Records with interface code =
## Begin

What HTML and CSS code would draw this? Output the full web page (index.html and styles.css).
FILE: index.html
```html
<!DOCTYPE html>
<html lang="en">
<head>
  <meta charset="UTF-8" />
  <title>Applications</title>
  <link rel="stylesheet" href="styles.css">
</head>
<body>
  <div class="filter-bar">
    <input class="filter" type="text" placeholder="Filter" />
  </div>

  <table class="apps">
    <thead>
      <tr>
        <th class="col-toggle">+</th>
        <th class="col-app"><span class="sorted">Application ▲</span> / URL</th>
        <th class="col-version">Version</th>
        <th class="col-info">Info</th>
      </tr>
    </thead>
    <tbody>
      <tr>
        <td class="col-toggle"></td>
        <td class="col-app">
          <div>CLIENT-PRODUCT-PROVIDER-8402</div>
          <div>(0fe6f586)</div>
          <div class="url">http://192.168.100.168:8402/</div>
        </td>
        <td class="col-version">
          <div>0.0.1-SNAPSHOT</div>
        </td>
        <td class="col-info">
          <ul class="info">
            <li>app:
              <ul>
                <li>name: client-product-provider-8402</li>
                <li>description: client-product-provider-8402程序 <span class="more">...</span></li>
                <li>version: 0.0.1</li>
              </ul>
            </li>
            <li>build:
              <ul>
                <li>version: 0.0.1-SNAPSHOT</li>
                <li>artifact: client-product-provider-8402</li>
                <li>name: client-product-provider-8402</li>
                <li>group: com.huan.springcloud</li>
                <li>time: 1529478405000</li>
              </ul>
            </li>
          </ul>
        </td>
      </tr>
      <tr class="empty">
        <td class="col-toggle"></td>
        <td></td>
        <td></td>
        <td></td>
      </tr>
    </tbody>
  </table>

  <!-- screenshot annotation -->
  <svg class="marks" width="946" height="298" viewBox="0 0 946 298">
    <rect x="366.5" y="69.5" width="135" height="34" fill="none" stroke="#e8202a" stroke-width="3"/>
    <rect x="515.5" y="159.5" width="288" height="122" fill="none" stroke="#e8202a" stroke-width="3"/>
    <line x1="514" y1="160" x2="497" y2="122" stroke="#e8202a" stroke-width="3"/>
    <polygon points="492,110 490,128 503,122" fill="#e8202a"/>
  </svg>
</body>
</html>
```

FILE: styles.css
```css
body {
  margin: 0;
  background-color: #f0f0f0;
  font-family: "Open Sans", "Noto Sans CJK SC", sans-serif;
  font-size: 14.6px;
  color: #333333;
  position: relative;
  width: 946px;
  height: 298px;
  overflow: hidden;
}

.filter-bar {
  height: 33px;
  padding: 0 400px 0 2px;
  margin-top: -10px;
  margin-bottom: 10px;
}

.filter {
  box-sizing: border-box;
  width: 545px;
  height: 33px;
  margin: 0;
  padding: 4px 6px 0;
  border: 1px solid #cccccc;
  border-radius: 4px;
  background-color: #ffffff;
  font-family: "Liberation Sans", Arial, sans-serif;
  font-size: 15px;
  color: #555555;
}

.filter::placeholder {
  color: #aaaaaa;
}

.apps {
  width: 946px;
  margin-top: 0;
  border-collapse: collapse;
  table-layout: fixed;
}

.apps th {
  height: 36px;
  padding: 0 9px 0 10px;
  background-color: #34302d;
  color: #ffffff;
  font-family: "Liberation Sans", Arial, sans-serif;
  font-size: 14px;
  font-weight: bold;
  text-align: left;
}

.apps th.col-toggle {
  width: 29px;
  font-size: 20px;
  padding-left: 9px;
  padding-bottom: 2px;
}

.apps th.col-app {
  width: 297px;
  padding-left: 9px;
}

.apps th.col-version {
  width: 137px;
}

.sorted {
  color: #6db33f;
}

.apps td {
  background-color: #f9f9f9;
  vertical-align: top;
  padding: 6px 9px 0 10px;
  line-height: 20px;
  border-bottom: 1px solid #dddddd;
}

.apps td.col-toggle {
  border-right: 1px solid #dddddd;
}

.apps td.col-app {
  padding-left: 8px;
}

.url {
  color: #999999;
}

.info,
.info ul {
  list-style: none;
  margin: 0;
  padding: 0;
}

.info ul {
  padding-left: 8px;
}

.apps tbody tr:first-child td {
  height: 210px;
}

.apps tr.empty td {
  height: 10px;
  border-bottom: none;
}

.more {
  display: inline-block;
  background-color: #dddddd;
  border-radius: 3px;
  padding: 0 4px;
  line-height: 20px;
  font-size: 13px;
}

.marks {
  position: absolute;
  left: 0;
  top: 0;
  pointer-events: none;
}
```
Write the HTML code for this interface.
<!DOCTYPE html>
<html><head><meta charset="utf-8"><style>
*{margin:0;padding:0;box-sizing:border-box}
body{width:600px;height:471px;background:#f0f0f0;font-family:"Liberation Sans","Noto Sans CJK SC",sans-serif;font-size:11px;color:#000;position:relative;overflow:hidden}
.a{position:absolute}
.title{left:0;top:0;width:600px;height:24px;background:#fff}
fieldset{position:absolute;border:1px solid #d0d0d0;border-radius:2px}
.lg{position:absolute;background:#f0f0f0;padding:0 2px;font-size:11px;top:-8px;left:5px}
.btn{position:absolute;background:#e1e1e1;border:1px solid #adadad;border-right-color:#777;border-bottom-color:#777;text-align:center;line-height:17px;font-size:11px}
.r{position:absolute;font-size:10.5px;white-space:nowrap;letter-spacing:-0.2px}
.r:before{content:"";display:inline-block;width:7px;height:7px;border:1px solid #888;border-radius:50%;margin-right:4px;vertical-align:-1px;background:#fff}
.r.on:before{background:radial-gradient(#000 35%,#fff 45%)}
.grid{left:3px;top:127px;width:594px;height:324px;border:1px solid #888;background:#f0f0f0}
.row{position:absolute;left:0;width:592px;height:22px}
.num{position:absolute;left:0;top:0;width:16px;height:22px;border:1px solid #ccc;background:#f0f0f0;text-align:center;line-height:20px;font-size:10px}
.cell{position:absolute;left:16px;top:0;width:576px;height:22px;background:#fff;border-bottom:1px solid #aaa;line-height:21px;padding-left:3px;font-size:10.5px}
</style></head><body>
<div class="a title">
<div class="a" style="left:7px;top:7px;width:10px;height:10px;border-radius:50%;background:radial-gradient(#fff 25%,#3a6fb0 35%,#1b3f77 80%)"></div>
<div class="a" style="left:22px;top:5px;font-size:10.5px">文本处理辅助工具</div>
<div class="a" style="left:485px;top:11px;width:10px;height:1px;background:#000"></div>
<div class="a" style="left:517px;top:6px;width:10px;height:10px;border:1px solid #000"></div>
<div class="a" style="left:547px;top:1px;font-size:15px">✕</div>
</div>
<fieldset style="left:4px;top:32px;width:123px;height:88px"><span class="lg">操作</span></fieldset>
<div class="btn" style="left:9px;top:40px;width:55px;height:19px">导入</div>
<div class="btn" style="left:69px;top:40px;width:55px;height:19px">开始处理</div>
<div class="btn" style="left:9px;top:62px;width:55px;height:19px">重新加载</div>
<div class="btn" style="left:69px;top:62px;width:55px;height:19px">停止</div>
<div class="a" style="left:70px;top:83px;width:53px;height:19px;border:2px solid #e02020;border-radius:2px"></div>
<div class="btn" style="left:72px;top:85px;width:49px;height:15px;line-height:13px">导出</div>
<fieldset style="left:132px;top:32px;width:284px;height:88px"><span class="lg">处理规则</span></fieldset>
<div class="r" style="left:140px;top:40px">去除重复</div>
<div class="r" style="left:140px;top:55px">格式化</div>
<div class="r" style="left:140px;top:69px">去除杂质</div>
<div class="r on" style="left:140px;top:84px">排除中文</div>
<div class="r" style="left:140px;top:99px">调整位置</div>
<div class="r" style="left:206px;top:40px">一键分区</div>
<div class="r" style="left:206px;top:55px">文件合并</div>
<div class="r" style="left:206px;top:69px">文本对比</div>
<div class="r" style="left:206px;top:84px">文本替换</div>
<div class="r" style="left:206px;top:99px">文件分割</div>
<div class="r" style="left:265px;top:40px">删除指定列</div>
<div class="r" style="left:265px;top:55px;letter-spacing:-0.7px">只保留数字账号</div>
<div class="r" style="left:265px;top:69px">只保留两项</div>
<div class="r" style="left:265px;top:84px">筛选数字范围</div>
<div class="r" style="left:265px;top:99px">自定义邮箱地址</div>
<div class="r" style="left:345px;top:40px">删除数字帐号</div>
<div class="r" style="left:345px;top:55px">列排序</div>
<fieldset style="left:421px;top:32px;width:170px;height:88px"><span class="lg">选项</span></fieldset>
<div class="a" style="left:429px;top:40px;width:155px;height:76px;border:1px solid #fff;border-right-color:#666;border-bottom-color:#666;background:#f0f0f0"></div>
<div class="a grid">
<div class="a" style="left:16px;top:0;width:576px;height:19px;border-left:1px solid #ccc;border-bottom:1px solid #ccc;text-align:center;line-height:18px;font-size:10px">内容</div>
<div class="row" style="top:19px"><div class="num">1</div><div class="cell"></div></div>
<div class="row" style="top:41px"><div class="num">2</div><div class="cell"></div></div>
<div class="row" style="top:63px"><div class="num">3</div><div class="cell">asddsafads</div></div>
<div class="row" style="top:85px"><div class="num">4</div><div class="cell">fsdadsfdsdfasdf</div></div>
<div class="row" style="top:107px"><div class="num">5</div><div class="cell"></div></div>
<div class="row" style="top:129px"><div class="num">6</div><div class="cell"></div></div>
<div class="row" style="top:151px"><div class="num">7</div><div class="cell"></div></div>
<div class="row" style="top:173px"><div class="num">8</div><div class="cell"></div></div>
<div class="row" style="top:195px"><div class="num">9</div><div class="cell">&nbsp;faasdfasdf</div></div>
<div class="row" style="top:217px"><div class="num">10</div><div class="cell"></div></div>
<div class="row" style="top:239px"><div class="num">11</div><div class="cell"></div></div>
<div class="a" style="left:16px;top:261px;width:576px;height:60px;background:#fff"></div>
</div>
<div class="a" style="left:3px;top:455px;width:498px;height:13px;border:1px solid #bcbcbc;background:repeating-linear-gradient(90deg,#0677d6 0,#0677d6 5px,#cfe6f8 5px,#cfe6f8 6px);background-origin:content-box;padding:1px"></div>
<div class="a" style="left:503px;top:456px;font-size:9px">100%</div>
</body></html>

## End

Required work = Filter the data for the string "styles" and copy every line that has it.

Reply =
What HTML and CSS code would draw this? Output the full web page (index.html and styles.css).
  <link rel="stylesheet" href="styles.css">
FILE: styles.css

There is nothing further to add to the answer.